Crawling#
We develop the Open Web Crawler (OWLer) , which is an configuration and extension of the StormCrawler.
Crawling takes place on the following two cluster tiers:
The Crawling Cluster Tier (CCT) contains a crawler responsible for crawling the Web, thereby creating WARC files (i.e., collections of HTTP streams from the crawling process). These WARC files are stored in an S3 bucket that can be accessed by the other tiers.
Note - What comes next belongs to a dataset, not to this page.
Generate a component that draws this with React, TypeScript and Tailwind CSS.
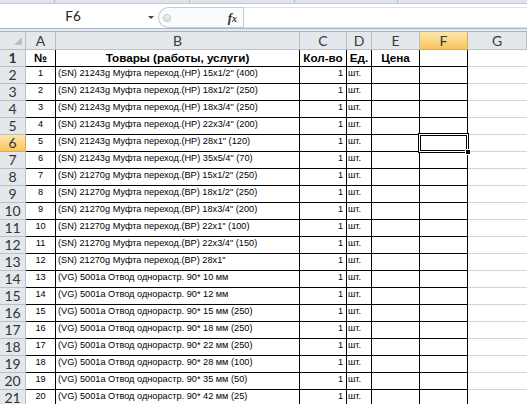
import React from "react";

const GRID = "grid grid-cols-[26px_30px_244px_47px_25px_48px_48px_1fr]";

const items = [
  '(SN) 21243g Муфта переход.(НР) 15x1/2" (400)',
  '(SN) 21243g Муфта переход.(НР) 18x1/2" (250)',
  '(SN) 21243g Муфта переход.(НР) 18x3/4" (250)',
  '(SN) 21243g Муфта переход.(НР) 22x3/4" (200)',
  '(SN) 21243g Муфта переход.(НР) 28x1" (120)',
  '(SN) 21243g Муфта переход.(НР) 35x5/4" (70)',
  '(SN) 21270g Муфта переход.(ВР) 15x1/2" (250)',
  '(SN) 21270g Муфта переход.(ВР) 18x1/2" (250)',
  '(SN) 21270g Муфта переход.(ВР) 18x3/4" (200)',
  '(SN) 21270g Муфта переход.(ВР) 22x1" (100)',
  '(SN) 21270g Муфта переход.(ВР) 22x3/4" (150)',
  '(SN) 21270g Муфта переход.(ВР) 28x1"',
  "(VG) 5001a Отвод однорастр. 90* 10 мм",
  "(VG) 5001a Отвод однорастр. 90* 12 мм",
  "(VG) 5001a Отвод однорастр. 90* 15 мм (250)",
  "(VG) 5001a Отвод однорастр. 90* 18 мм (250)",
  "(VG) 5001a Отвод однорастр. 90* 22 мм (250)",
  "(VG) 5001a Отвод однорастр. 90* 28 мм (100)",
  "(VG) 5001a Отвод однорастр. 90* 35 мм (50)",
  "(VG) 5001a Отвод однорастр. 90* 42 мм (25)",
];

const columns = ["A", "B", "C", "D", "E", "F", "G"];

const headerFont = "font-['Lato','Liberation_Sans',sans-serif]";
const cellFont = "font-['Liberation_Sans',Arial,sans-serif]";
const cell = "border-r border-b border-black";

function RowHeader({ n, active }: { n: number; active?: boolean }) {
  return (
    <div
      className={[
        "flex items-start justify-center border-r border-b text-[14px] leading-[16px] text-[#333]",
        headerFont,
        active
          ? "border-[#e2a93d] bg-gradient-to-b from-[#fce7ad] to-[#f6c45c]"
          : "border-[#b7bfc8] bg-[#e4e7eb]",
      ].join(" ")}
    >
      {n}
    </div>
  );
}

// thick frame + fill handle around the active cell
function ActiveCellFrame() {
  return (
    <div className="pointer-events-none absolute -left-[2px] -top-[2px] z-10 h-[20px] w-[51px] border border-black">
      <div className="h-full w-full border border-white">
        <div className="h-full w-full border border-black" />
      </div>
      <div className="absolute -bottom-[3px] -right-[3px] h-[6px] w-[6px] border border-white bg-black" />
    </div>
  );
}

export default function App() {
  return (
    <div className="h-[404px] w-[527px] overflow-hidden bg-white">
      {/* ribbon bottom edge */}
      <div className="flex h-[3px] bg-[#dfe4ea]">
        <div className="w-[55px] border-r border-[#b3bcc7]" />
        <div className="w-[135px] border-r border-[#b3bcc7]" />
        <div className="w-[105px] border-r border-[#b3bcc7]" />
        <div className="w-[103px] border-r border-[#b3bcc7]" />
        <div className="flex-1" />
      </div>
      <div className="h-px bg-[#c2cad4]" />

      {/* name box + formula bar */}
      <div className="flex h-[24px] bg-white">
        <div className={`relative flex w-[158px] items-center justify-center pr-[12px] text-[13.5px] text-[#222] ${headerFont}`}>
          F6
          <span className="absolute right-[4px] top-[12px] h-0 w-0 border-x-[3px] border-t-[3px] border-x-transparent border-t-[#444]" />
        </div>
        <div className="mt-[3px] flex h-[21px] w-[85px] items-center rounded-l-full border border-r-0 border-[#c3cad3] bg-[#fafbfc]">
          <span className="ml-[4px] h-[8px] w-[8px] rounded-full border border-[#c2c7cd] bg-gradient-to-b from-[#f4f5f6] to-[#d6d9dd]" />
          <span className="ml-auto mr-[6px] font-['Liberation_Serif',serif] text-[13px] font-bold italic text-[#333]">
            f<span className="text-[10px]">x</span>
          </span>
        </div>
        <div className="mt-[3px] h-[21px] w-px bg-[#c3cad3]" />
        <div className="mt-[3px] h-[21px] flex-1 border-y border-[#dde2e8] bg-white" />
      </div>
      <div className="h-[4px] border-y border-[#aab5c2] bg-[#e6eaef]" />

      {/* column headers */}
      <div className={`${GRID} h-[18px] ${headerFont} text-[14px] leading-[17px] text-[#3a3a3a]`}>
        <div className="relative border-r border-b border-[#b7bfc8] bg-[#e4e7eb]">
          <span className="absolute bottom-[4px] right-[3px] h-0 w-0 border-b-[8px] border-l-[8px] border-b-[#b9bfc7] border-l-transparent" />
        </div>
        {columns.map((c) => (
          <div
            key={c}
            className={[
              "flex justify-center border-r border-b",
              c === "F"
                ? "border-[#e2a93d] bg-gradient-to-b from-[#fce7ad] to-[#f6c45c]"
                : "border-[#b7bfc8] bg-[#e4e7eb]",
            ].join(" ")}
          >
            {c}
          </div>
        ))}
      </div>

      {/* header row */}
      <div className={`${GRID} h-[17px] ${cellFont} text-[11.7px] font-bold leading-[16px] text-black`}>
        <RowHeader n={1} />
        <div className={`${cell} text-center`}>№</div>
        <div className={`${cell} text-center`}>Товары (работы, услуги)</div>
        <div className={`${cell} text-center`}>Кол-во</div>
        <div className={`${cell} text-center`}>Ед.</div>
        <div className={`${cell} text-center`}>Цена</div>
        <div className={cell} />
        <div className="border-b border-[#d4d4d4]" />
      </div>

      {items.map((text, i) => {
        const row = i + 2;
        return (
          <div key={row} className={`${GRID} h-[17px] ${cellFont} text-[9.2px] leading-[13px] text-black`}>
            <RowHeader n={row} active={row === 6} />
            <div className={`${cell} text-center`}>{i + 1}</div>
            <div className={`${cell} whitespace-nowrap pl-[2px]`}>{text}</div>
            <div className={`${cell} pr-[3px] text-right`}>1</div>
            <div className={`${cell} pl-[1px]`}>шт.</div>
            <div className={cell} />
            <div className={`${cell} relative`}>{row === 6 && <ActiveCellFrame />}</div>
            <div className="border-b border-[#d4d4d4]" />
          </div>
        );
      })}
    </div>
  );
}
There can be multiple CCT, but there should be only one CCT per data center, as the CCT can scale with the amount of resources provided.
The Crawler Frontier Tier (CFT) is a singleton tier (i.e., only one instance exists across all participating data centers). It coordinates the multi-tier crawling process, keeping track of crawled URLs, access statistics and cache digest. The crawler frontier is the primary data source for the website registry, which provides the interface for interaction between webmasters and the frontier (e.g., an interface for take-down requests).
The CCT consists of the OWLer (OWS.eu crawler), a distributed web crawler built with StormCrawler running on Apache Storm, at each individual data center. Aside from regular crawling functionality, the OWLer also includes a classifier for distinguishing between benign, malicious and adult content.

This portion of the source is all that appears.